■ **Given request**:
Output every entry exactly as written, but omit the pictures.

■ **Stored data**:
------------------------------------
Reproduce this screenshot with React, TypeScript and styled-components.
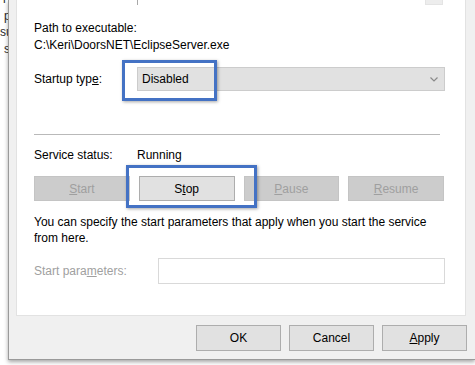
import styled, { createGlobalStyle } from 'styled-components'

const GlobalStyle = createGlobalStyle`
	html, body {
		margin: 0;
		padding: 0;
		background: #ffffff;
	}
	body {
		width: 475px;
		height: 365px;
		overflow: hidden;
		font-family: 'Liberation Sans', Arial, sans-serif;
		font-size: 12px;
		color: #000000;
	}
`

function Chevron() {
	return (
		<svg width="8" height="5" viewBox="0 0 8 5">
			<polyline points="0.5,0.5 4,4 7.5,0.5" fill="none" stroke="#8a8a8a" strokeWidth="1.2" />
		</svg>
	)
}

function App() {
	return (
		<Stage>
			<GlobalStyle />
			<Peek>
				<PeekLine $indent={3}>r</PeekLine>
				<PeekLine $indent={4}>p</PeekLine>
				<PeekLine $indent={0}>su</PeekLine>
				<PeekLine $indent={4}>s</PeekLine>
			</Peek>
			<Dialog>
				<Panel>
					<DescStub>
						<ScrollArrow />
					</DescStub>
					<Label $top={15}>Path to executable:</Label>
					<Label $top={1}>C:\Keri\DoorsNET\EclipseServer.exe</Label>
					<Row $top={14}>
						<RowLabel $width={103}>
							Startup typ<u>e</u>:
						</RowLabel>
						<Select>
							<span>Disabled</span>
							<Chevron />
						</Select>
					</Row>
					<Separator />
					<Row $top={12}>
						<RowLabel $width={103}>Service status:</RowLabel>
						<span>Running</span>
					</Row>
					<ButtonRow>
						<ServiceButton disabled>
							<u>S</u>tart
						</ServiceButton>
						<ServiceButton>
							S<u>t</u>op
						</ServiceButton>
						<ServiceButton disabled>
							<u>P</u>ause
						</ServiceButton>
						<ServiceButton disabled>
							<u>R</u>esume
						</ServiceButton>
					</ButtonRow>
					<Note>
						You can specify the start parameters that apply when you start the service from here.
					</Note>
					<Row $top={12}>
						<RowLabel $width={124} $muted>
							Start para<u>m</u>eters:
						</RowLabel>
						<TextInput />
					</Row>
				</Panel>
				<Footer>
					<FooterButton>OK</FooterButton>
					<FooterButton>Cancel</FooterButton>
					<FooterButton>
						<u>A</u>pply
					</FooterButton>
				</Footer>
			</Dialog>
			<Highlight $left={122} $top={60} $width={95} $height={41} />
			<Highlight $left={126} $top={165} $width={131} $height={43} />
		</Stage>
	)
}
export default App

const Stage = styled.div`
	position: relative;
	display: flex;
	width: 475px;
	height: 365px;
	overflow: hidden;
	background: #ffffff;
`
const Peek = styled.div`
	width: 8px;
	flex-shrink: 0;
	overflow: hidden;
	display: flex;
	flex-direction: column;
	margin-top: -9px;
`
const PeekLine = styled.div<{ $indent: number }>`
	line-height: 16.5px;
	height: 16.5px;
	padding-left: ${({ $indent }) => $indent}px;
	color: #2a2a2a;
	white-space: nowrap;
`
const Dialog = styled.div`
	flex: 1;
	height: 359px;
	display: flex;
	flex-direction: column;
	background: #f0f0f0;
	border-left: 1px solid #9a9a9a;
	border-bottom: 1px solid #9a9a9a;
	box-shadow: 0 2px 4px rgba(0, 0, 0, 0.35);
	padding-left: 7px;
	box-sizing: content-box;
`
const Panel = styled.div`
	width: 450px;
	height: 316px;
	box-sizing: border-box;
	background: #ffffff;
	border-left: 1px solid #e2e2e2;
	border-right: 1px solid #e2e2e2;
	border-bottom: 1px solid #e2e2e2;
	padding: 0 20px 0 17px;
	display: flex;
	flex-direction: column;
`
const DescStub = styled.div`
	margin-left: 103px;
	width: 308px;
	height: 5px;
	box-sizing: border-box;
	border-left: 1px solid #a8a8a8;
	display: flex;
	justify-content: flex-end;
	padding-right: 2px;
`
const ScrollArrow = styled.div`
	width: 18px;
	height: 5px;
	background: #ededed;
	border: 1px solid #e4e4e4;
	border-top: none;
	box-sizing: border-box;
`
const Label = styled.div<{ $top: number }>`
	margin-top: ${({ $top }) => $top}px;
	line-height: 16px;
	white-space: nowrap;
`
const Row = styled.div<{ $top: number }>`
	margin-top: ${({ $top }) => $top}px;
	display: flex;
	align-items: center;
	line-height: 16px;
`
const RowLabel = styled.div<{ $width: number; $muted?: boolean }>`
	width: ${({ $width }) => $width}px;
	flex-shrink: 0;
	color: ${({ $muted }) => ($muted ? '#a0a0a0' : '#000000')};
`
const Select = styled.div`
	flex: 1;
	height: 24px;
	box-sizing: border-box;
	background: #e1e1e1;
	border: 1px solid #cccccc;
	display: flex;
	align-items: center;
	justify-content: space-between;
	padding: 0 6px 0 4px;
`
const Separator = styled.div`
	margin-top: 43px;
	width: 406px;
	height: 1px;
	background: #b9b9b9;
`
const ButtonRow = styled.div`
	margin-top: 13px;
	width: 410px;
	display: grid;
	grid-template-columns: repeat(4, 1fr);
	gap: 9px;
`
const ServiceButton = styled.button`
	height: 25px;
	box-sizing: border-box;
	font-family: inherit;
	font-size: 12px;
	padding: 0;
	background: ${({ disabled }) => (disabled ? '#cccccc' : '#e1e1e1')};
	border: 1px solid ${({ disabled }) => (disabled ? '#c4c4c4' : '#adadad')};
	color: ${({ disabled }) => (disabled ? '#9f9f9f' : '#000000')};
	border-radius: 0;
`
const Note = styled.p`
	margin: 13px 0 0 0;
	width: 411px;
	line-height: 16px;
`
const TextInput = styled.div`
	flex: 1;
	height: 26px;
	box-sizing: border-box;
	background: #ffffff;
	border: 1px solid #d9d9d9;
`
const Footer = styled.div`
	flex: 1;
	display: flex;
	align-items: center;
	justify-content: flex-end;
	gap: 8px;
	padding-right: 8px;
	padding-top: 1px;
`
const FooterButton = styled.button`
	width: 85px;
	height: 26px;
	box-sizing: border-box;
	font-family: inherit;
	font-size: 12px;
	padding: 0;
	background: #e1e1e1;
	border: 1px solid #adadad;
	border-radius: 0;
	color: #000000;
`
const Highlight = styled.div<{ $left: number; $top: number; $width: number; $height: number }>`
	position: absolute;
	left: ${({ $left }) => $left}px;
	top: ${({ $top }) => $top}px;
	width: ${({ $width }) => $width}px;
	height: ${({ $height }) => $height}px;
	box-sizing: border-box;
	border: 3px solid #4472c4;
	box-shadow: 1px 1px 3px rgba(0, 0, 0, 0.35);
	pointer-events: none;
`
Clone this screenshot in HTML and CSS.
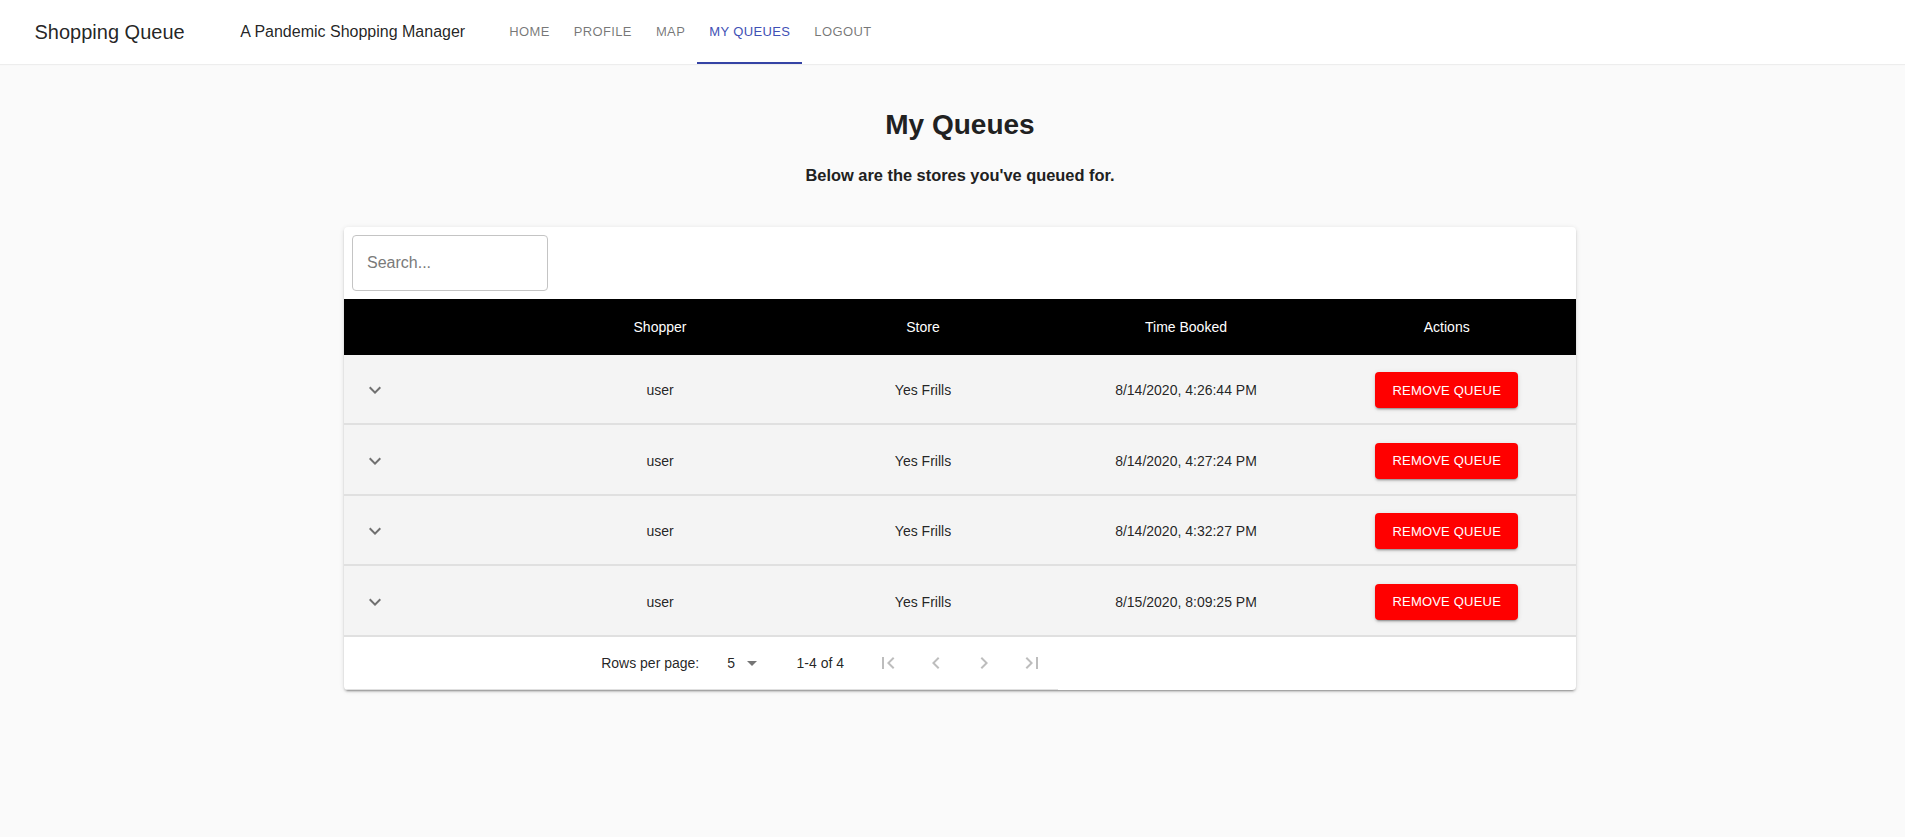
------------------------------------
■ **The output**:
Reproduce this screenshot with React, TypeScript and styled-components.
import styled, { createGlobalStyle } from 'styled-components'

const GlobalStyle = createGlobalStyle`
	html, body {
		margin: 0;
		padding: 0;
		background: #ffffff;
	}
	body {
		width: 475px;
		height: 365px;
		overflow: hidden;
		font-family: 'Liberation Sans', Arial, sans-serif;
		font-size: 12px;
		color: #000000;
	}
`

function Chevron() {
	return (
		<svg width="8" height="5" viewBox="0 0 8 5">
			<polyline points="0.5,0.5 4,4 7.5,0.5" fill="none" stroke="#8a8a8a" strokeWidth="1.2" />
		</svg>
	)
}

function App() {
	return (
		<Stage>
			<GlobalStyle />
			<Peek>
				<PeekLine $indent={3}>r</PeekLine>
				<PeekLine $indent={4}>p</PeekLine>
				<PeekLine $indent={0}>su</PeekLine>
				<PeekLine $indent={4}>s</PeekLine>
			</Peek>
			<Dialog>
				<Panel>
					<DescStub>
						<ScrollArrow />
					</DescStub>
					<Label $top={15}>Path to executable:</Label>
					<Label $top={1}>C:\Keri\DoorsNET\EclipseServer.exe</Label>
					<Row $top={14}>
						<RowLabel $width={103}>
							Startup typ<u>e</u>:
						</RowLabel>
						<Select>
							<span>Disabled</span>
							<Chevron />
						</Select>
					</Row>
					<Separator />
					<Row $top={12}>
						<RowLabel $width={103}>Service status:</RowLabel>
						<span>Running</span>
					</Row>
					<ButtonRow>
						<ServiceButton disabled>
							<u>S</u>tart
						</ServiceButton>
						<ServiceButton>
							S<u>t</u>op
						</ServiceButton>
						<ServiceButton disabled>
							<u>P</u>ause
						</ServiceButton>
						<ServiceButton disabled>
							<u>R</u>esume
						</ServiceButton>
					</ButtonRow>
					<Note>
						You can specify the start parameters that apply when you start the service from here.
					</Note>
					<Row $top={12}>
						<RowLabel $width={124} $muted>
							Start para<u>m</u>eters:
						</RowLabel>
						<TextInput />
					</Row>
				</Panel>
				<Footer>
					<FooterButton>OK</FooterButton>
					<FooterButton>Cancel</FooterButton>
					<FooterButton>
						<u>A</u>pply
					</FooterButton>
				</Footer>
			</Dialog>
			<Highlight $left={122} $top={60} $width={95} $height={41} />
			<Highlight $left={126} $top={165} $width={131} $height={43} />
		</Stage>
	)
}
export default App

const Stage = styled.div`
	position: relative;
	display: flex;
	width: 475px;
	height: 365px;
	overflow: hidden;
	background: #ffffff;
`
const Peek = styled.div`
	width: 8px;
	flex-shrink: 0;
	overflow: hidden;
	display: flex;
	flex-direction: column;
	margin-top: -9px;
`
const PeekLine = styled.div<{ $indent: number }>`
	line-height: 16.5px;
	height: 16.5px;
	padding-left: ${({ $indent }) => $indent}px;
	color: #2a2a2a;
	white-space: nowrap;
`
const Dialog = styled.div`
	flex: 1;
	height: 359px;
	display: flex;
	flex-direction: column;
	background: #f0f0f0;
	border-left: 1px solid #9a9a9a;
	border-bottom: 1px solid #9a9a9a;
	box-shadow: 0 2px 4px rgba(0, 0, 0, 0.35);
	padding-left: 7px;
	box-sizing: content-box;
`
const Panel = styled.div`
	width: 450px;
	height: 316px;
	box-sizing: border-box;
	background: #ffffff;
	border-left: 1px solid #e2e2e2;
	border-right: 1px solid #e2e2e2;
	border-bottom: 1px solid #e2e2e2;
	padding: 0 20px 0 17px;
	display: flex;
	flex-direction: column;
`
const DescStub = styled.div`
	margin-left: 103px;
	width: 308px;
	height: 5px;
	box-sizing: border-box;
	border-left: 1px solid #a8a8a8;
	display: flex;
	justify-content: flex-end;
	padding-right: 2px;
`
const ScrollArrow = styled.div`
	width: 18px;
	height: 5px;
	background: #ededed;
	border: 1px solid #e4e4e4;
	border-top: none;
	box-sizing: border-box;
`
const Label = styled.div<{ $top: number }>`
	margin-top: ${({ $top }) => $top}px;
	line-height: 16px;
	white-space: nowrap;
`
const Row = styled.div<{ $top: number }>`
	margin-top: ${({ $top }) => $top}px;
	display: flex;
	align-items: center;
	line-height: 16px;
`
const RowLabel = styled.div<{ $width: number; $muted?: boolean }>`
	width: ${({ $width }) => $width}px;
	flex-shrink: 0;
	color: ${({ $muted }) => ($muted ? '#a0a0a0' : '#000000')};
`
const Select = styled.div`
	flex: 1;
	height: 24px;
	box-sizing: border-box;
	background: #e1e1e1;
	border: 1px solid #cccccc;
	display: flex;
	align-items: center;
	justify-content: space-between;
	padding: 0 6px 0 4px;
`
const Separator = styled.div`
	margin-top: 43px;
	width: 406px;
	height: 1px;
	background: #b9b9b9;
`
const ButtonRow = styled.div`
	margin-top: 13px;
	width: 410px;
	display: grid;
	grid-template-columns: repeat(4, 1fr);
	gap: 9px;
`
const ServiceButton = styled.button`
	height: 25px;
	box-sizing: border-box;
	font-family: inherit;
	font-size: 12px;
	padding: 0;
	background: ${({ disabled }) => (disabled ? '#cccccc' : '#e1e1e1')};
	border: 1px solid ${({ disabled }) => (disabled ? '#c4c4c4' : '#adadad')};
	color: ${({ disabled }) => (disabled ? '#9f9f9f' : '#000000')};
	border-radius: 0;
`
const Note = styled.p`
	margin: 13px 0 0 0;
	width: 411px;
	line-height: 16px;
`
const TextInput = styled.div`
	flex: 1;
	height: 26px;
	box-sizing: border-box;
	background: #ffffff;
	border: 1px solid #d9d9d9;
`
const Footer = styled.div`
	flex: 1;
	display: flex;
	align-items: center;
	justify-content: flex-end;
	gap: 8px;
	padding-right: 8px;
	padding-top: 1px;
`
const FooterButton = styled.button`
	width: 85px;
	height: 26px;
	box-sizing: border-box;
	font-family: inherit;
	font-size: 12px;
	padding: 0;
	background: #e1e1e1;
	border: 1px solid #adadad;
	border-radius: 0;
	color: #000000;
`
const Highlight = styled.div<{ $left: number; $top: number; $width: number; $height: number }>`
	position: absolute;
	left: ${({ $left }) => $left}px;
	top: ${({ $top }) => $top}px;
	width: ${({ $width }) => $width}px;
	height: ${({ $height }) => $height}px;
	box-sizing: border-box;
	border: 3px solid #4472c4;
	box-shadow: 1px 1px 3px rgba(0, 0, 0, 0.35);
	pointer-events: none;
`
Clone this screenshot in HTML and CSS.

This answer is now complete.